The emperors’ new underwear

When I said I wanted to see more transparency in newspapers, I didn’t mean that they should be sharing their family squabbles…. though I am glad they are, for it’s just so entertaining.

I’m already over the Froomkin kerfluffle but I’m amazed at the newsroom sniping that’s coming out in public. See Brad DeLong’s incredible phone interview with Washington Post political editor John Harris:

Q: So you knew [Ruffini] had been a Republican operative in 2004, and didn’t tell that to Jay Rosen?

A: [Ramble of which I caught only scattered phrases] But assuming you aren’t posting this at least immediately… A good relationship between the print Washington Post and WPNI… Happy to answer privately… Really don’t want to be quoted on the record… If you want to call me an idiot without my response, that’s fine…

A: No I want your response.

A; [stream continues] But I shouldn’t respond… I’ve promised people I won’t respond… We need to cool this down… It’s a really a very narrow issue: are there people confused about Froomkin’s role…

This is followed by the editor first going off the record and then refusing comment. Journalists should be the last people to do either.

: Now go to Ken Auletta’s New Yorker story about tsuris at the New York Times with some deft slipping of shivs between the shoulder blades of executive editors: Keller v. Raines v. Lelyveld. Most entertaining.

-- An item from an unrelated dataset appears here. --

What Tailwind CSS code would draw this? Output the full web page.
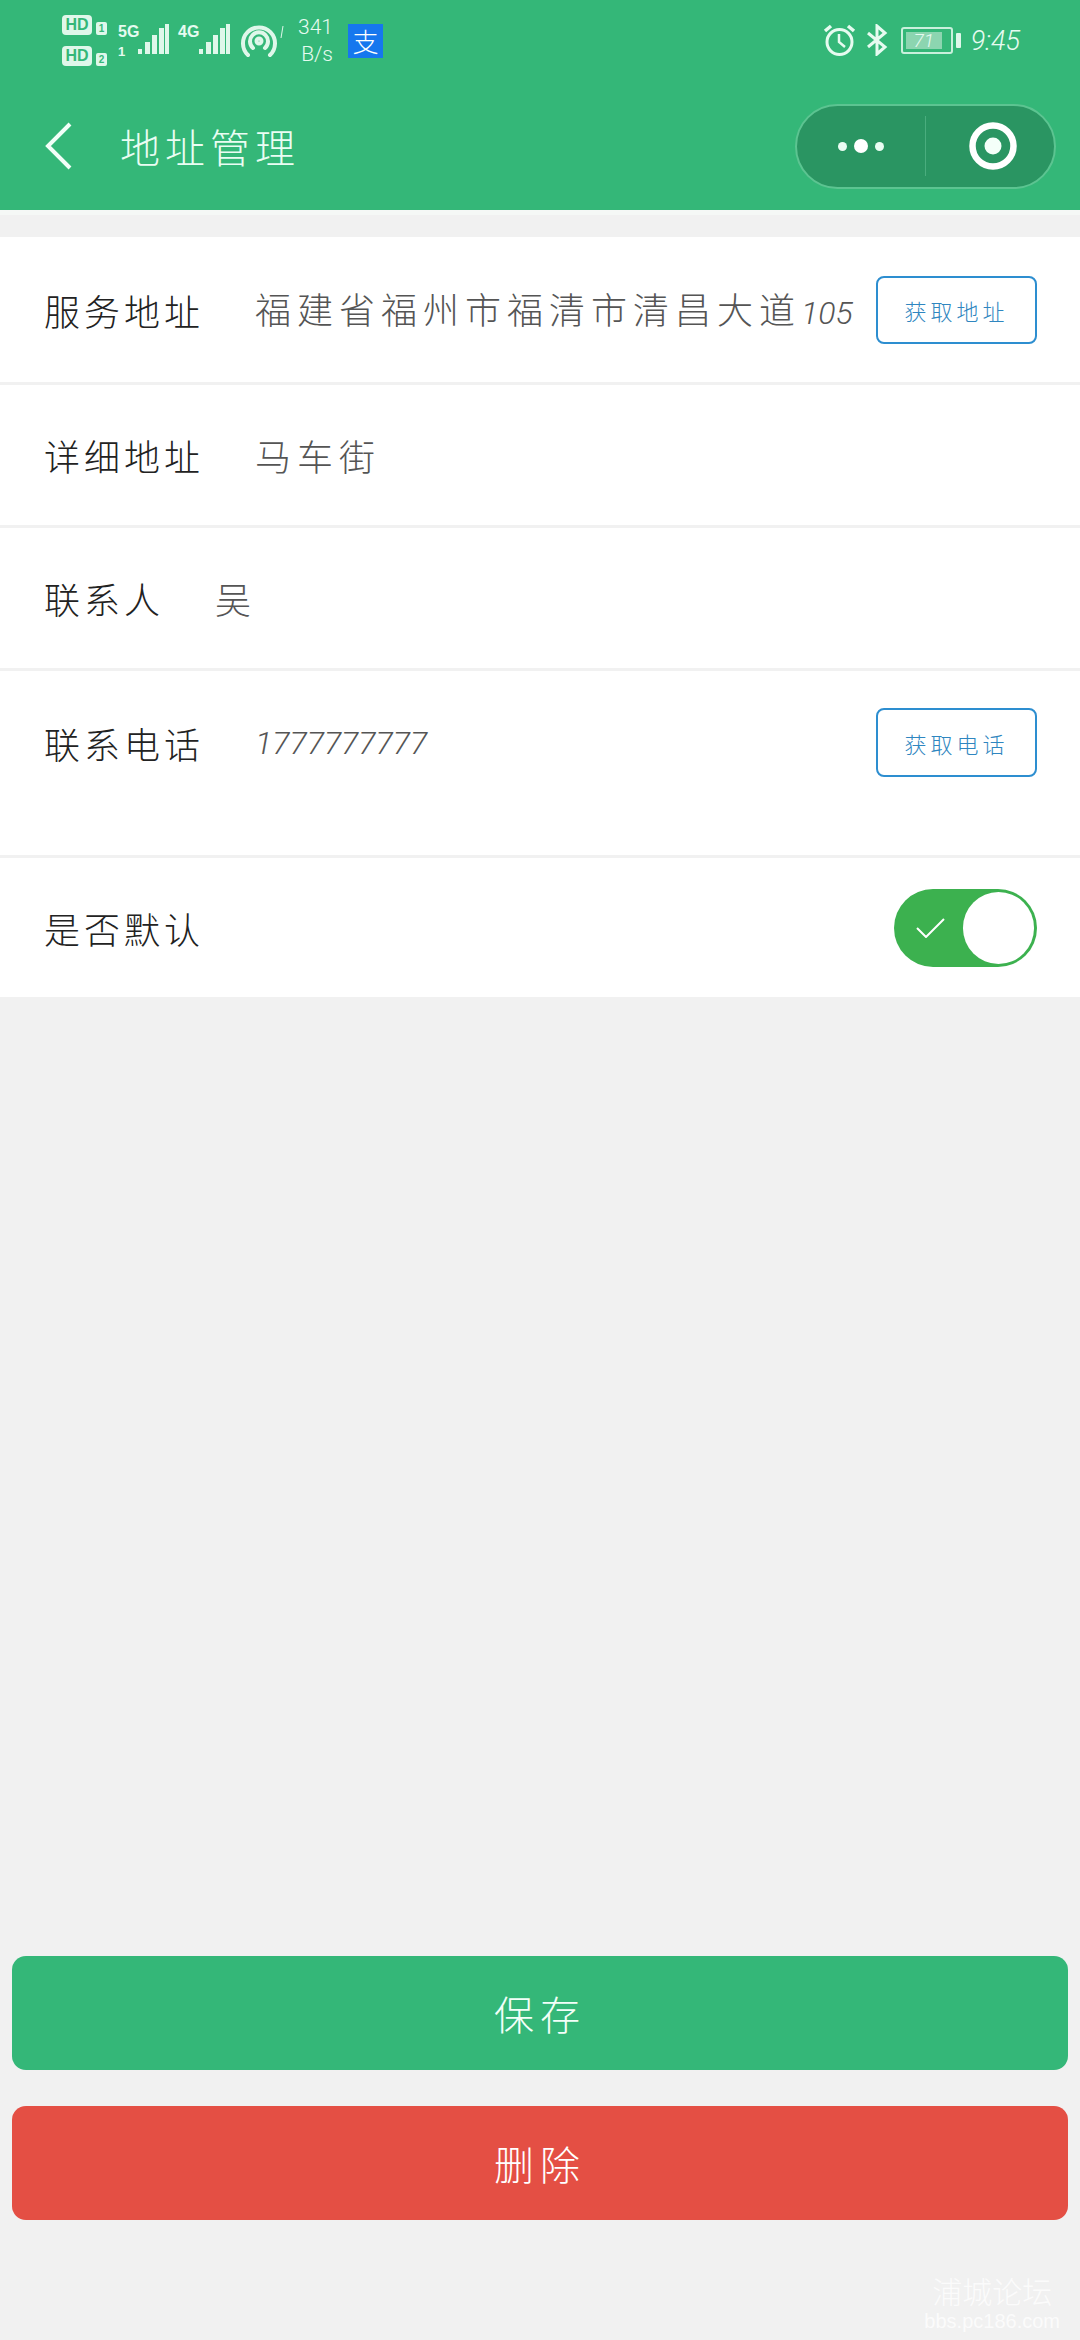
<!doctype html>
<html lang="zh">
<head>
<meta charset="utf-8">
<script src="https://cdn.jsdelivr.net/npm/@tailwindcss/browser@4"></script>
</head>
<body class="m-0">
<div class="relative flex flex-col w-[1080px] h-[2340px] overflow-hidden bg-[#f1f1f1] font-['Noto_Sans_CJK_SC','Noto_Sans',sans-serif] font-light text-[#222]">

  <header class="flex flex-col h-[210px] bg-[#34b778] text-[#e6fbf0]">
    <!-- status bar -->
    <div class="flex items-start h-[82px] pl-[62px] pr-[60px] pt-[15px]">
      <div class="flex flex-col gap-[11px] w-[47px] mr-[9px] font-['Liberation_Sans',sans-serif] font-bold">
        <div class="flex items-end gap-[4px]">
          <span class="flex items-center justify-center w-[30px] h-[20px] rounded-[4px] bg-[#dff7ea] text-[#34b778] text-[16px] leading-none">HD</span>
          <span class="flex items-center justify-center w-[11px] h-[13px] rounded-[2px] bg-[#dff7ea] text-[#34b778] text-[10px] leading-none">1</span>
        </div>
        <div class="flex items-end gap-[4px]">
          <span class="flex items-center justify-center w-[30px] h-[20px] rounded-[4px] bg-[#dff7ea] text-[#34b778] text-[16px] leading-none">HD</span>
          <span class="flex items-center justify-center w-[11px] h-[13px] rounded-[2px] bg-[#dff7ea] text-[#34b778] text-[10px] leading-none">2</span>
        </div>
      </div>
      <div class="flex flex-col w-[17px] mt-[9px] text-[16px] leading-[16px] font-['Liberation_Sans_Narrow','Liberation_Sans',sans-serif] font-bold">
        <span>5G</span><span class="mt-[5px] text-[13px] leading-[13px]">1</span>
      </div>
      <svg class="mt-[9px]" width="34" height="32" viewBox="0 0 34 32" fill="#dff7ea"><rect x="3" y="25" width="4" height="5"/><rect x="10" y="18" width="5" height="12"/><rect x="17" y="11" width="5" height="19"/><rect x="24" y="4" width="5" height="26"/><rect x="30" y="0" width="4" height="30"/></svg>
      <div class="w-[18px] ml-[9px] mt-[9px] text-[16px] leading-[16px] font-['Liberation_Sans_Narrow','Liberation_Sans',sans-serif] font-bold">4G</div>
      <svg class="mt-[9px]" width="34" height="32" viewBox="0 0 34 32" fill="#dff7ea"><rect x="3" y="25" width="4" height="5"/><rect x="10" y="18" width="5" height="12"/><rect x="17" y="11" width="5" height="19"/><rect x="24" y="4" width="5" height="26"/><rect x="30" y="0" width="4" height="30"/></svg>
      <svg class="mt-[9px] ml-[10px]" width="38" height="34" viewBox="0 0 38 34" fill="none" stroke="#dff7ea" stroke-width="4" stroke-linecap="round"><path d="M8 31 A16 16 0 1 1 30 31"/><path d="M13 24 A9 9 0 1 1 25 24"/><circle cx="19" cy="17" r="2.5"/></svg>
      <svg class="mt-[11px] ml-[2px]" width="4" height="12" viewBox="0 0 4 12" stroke="#dff7ea" stroke-width="1"><path d="M1 12L3 0"/></svg>
      <div class="flex flex-col items-end w-[37px] ml-[12px] -mt-[1px] text-[21px] leading-[27px] font-['Roboto',sans-serif] font-light">
        <span>341</span><span>B/s</span>
      </div>
      <div class="flex items-center justify-center w-[35px] h-[34px] ml-[15px] mt-[9px] bg-[#1677ee] text-white text-[26px] leading-none">支</div>

      <div class="flex-1"></div>

      <svg class="mt-[8px]" width="33" height="34" viewBox="0 0 33 34" fill="none" stroke="#e6fbf0" stroke-width="3"><circle cx="16.5" cy="19" r="12.5"/><path d="M16 11v8l6 5" stroke-width="2.5"/><path d="M2 8l6-5M31 8l-6-5" stroke-width="3.5"/></svg>
      <svg class="mt-[9px] ml-[10px]" width="22" height="32" viewBox="0 0 22 32" fill="none" stroke="#e6fbf0" stroke-width="3"><path d="M2 9l17 14-8 7V2l8 7L2 23"/></svg>
      <div class="flex items-center h-[27px] mt-[12px] ml-[13px]">
        <div class="flex items-center w-[52px] h-[27px] p-[3px] border-2 border-[#c9f0dc] rounded-[3px]">
          <div class="flex items-center justify-center w-[36px] h-full bg-[#8cd5b0] text-[#e6fbf0] text-[19px] leading-none italic font-['Roboto',sans-serif]">71</div>
        </div>
        <div class="w-[5px] h-[15px] ml-[3px] rounded-[1px] bg-[#dff7ea]"></div>
      </div>
      <div class="ml-[10px] mt-[10px] text-[27px] leading-[32px] italic font-['Roboto',sans-serif] font-light">9:45</div>
    </div>

    <!-- navigation -->
    <div class="flex items-center h-[128px] pl-[44px] pr-[24px]">
      <svg width="28" height="48" viewBox="0 0 28 48" fill="none" stroke="#f2fff8" stroke-width="4"><path d="M26 2 L4 24 L26 46"/></svg>
      <div class="ml-[48px] text-[40px] tracking-[5px] leading-none text-[#eafdf3]">地址管理</div>
      <div class="flex items-center ml-auto w-[261px] h-[85px] rounded-full bg-[#2a9562] border-2 border-[#5cc491]">
        <div class="flex items-center justify-center gap-[7px] w-[129px] h-[60px] border-r border-[#4aad7e]">
          <span class="w-[9px] h-[9px] rounded-full bg-[#eafdf3]"></span>
          <span class="w-[14px] h-[14px] rounded-full bg-white"></span>
          <span class="w-[9px] h-[9px] rounded-full bg-[#eafdf3]"></span>
        </div>
        <div class="flex flex-1 items-center justify-center pl-[6px]">
          <svg width="48" height="48" viewBox="0 0 48 48"><circle cx="24" cy="24" r="20.5" fill="none" stroke="#fff" stroke-width="6.5"/><circle cx="24" cy="24" r="8.5" fill="#f4fff9"/></svg>
        </div>
      </div>
    </div>
  </header>

  <div class="h-[5px] bg-[#f5f8f6]"></div>

  <main class="flex flex-col gap-[3px] mt-[22px]">
    <div class="flex items-center h-[145px] pl-[44px] pr-[43px] bg-white">
      <span class="w-[211px] shrink-0 text-[36px] tracking-[4px] leading-none">服务地址</span>
      <span class="flex-1 whitespace-nowrap text-[36px] tracking-[6px] leading-none text-[#555]">福建省福州市福清市清昌大道<span class="font-['Roboto',sans-serif] italic font-light text-[32px] tracking-normal">105</span></span>
      <button class="flex items-center justify-center w-[161px] h-[68px] rounded-[8px] border-2 border-[#2d8ed0] text-[22px] tracking-[4px] leading-none text-[#2f86c0]">获取地址</button>
    </div>
    <div class="flex items-center h-[140px] pl-[44px] pr-[43px] bg-white">
      <span class="w-[211px] shrink-0 text-[36px] tracking-[4px] leading-none">详细地址</span>
      <span class="text-[36px] tracking-[6px] leading-none text-[#555]">马车街</span>
    </div>
    <div class="flex items-center h-[140px] pl-[44px] pr-[43px] bg-white">
      <span class="w-[171px] shrink-0 text-[36px] tracking-[4px] leading-none">联系人</span>
      <span class="text-[36px] tracking-[6px] leading-none text-[#555]">吴</span>
    </div>
    <div class="flex items-start h-[184px] pt-[37px] pl-[44px] pr-[43px] bg-white">
      <div class="flex flex-1 items-center">
        <span class="w-[211px] shrink-0 text-[36px] tracking-[4px] leading-none">联系电话</span>
        <span class="flex-1 font-['Roboto',sans-serif] italic font-light text-[32px] leading-none text-[#555]">1777777777</span>
        <button class="flex items-center justify-center w-[161px] h-[69px] rounded-[8px] border-2 border-[#2d8ed0] text-[22px] tracking-[4px] leading-none text-[#2f86c0]">获取电话</button>
      </div>
    </div>
    <div class="flex items-center h-[139px] pl-[44px] pr-[43px] bg-white">
      <span class="text-[36px] tracking-[4px] leading-none">是否默认</span>
      <div class="flex items-center ml-auto w-[143px] h-[78px] p-[3px] rounded-full bg-[#3cb14f]">
        <svg class="ml-[19px]" width="29" height="20" viewBox="0 0 29 20" fill="none" stroke="#fff" stroke-width="2"><path d="M1 10l9 9L28 1"/></svg>
        <span class="ml-auto w-[71px] h-[72px] rounded-full bg-white"></span>
      </div>
    </div>
  </main>

  <div class="flex flex-col gap-[36px] mt-auto mb-[120px] px-[12px]">
    <button class="flex items-center justify-center h-[114px] rounded-[14px] bg-[#34b778] text-[40px] tracking-[6px] leading-none text-[#f2fff8]">保存</button>
    <button class="flex items-center justify-center h-[114px] rounded-[14px] bg-[#e44f44] text-[40px] tracking-[6px] leading-none text-white">删除</button>
  </div>

  <div class="absolute right-[20px] bottom-[9px] flex flex-col items-center text-white/75">
    <span class="text-[30px] leading-[36px]">浦城论坛</span>
    <span class="font-['Liberation_Sans',sans-serif] text-[20px] leading-[20px] mt-[3px]">bbs.pc186.com</span>
  </div>
</div>
</body>
</html>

: Some are positioning l’affaire Froomkin as political: See Kos. Others are gamely trying to laugh it off as a turf war over a home page. See Aschenblog. Some see it as resistance to change: See Yelvington — “It’s time to change your people, or change your people.” I see it as that and as a war of journalistic worldviews about alleged objectivity vs. transparency.

But a wise editor I know said it better in an email: “The elbows are getting very very sharp right now.” And the reason is that the business is shrinking and the print guys and online guys — forced together in newsroom meetings and mergers — are like dogs growling and snapping over that last scrap of meat. When the going gets tough the tough get snarky.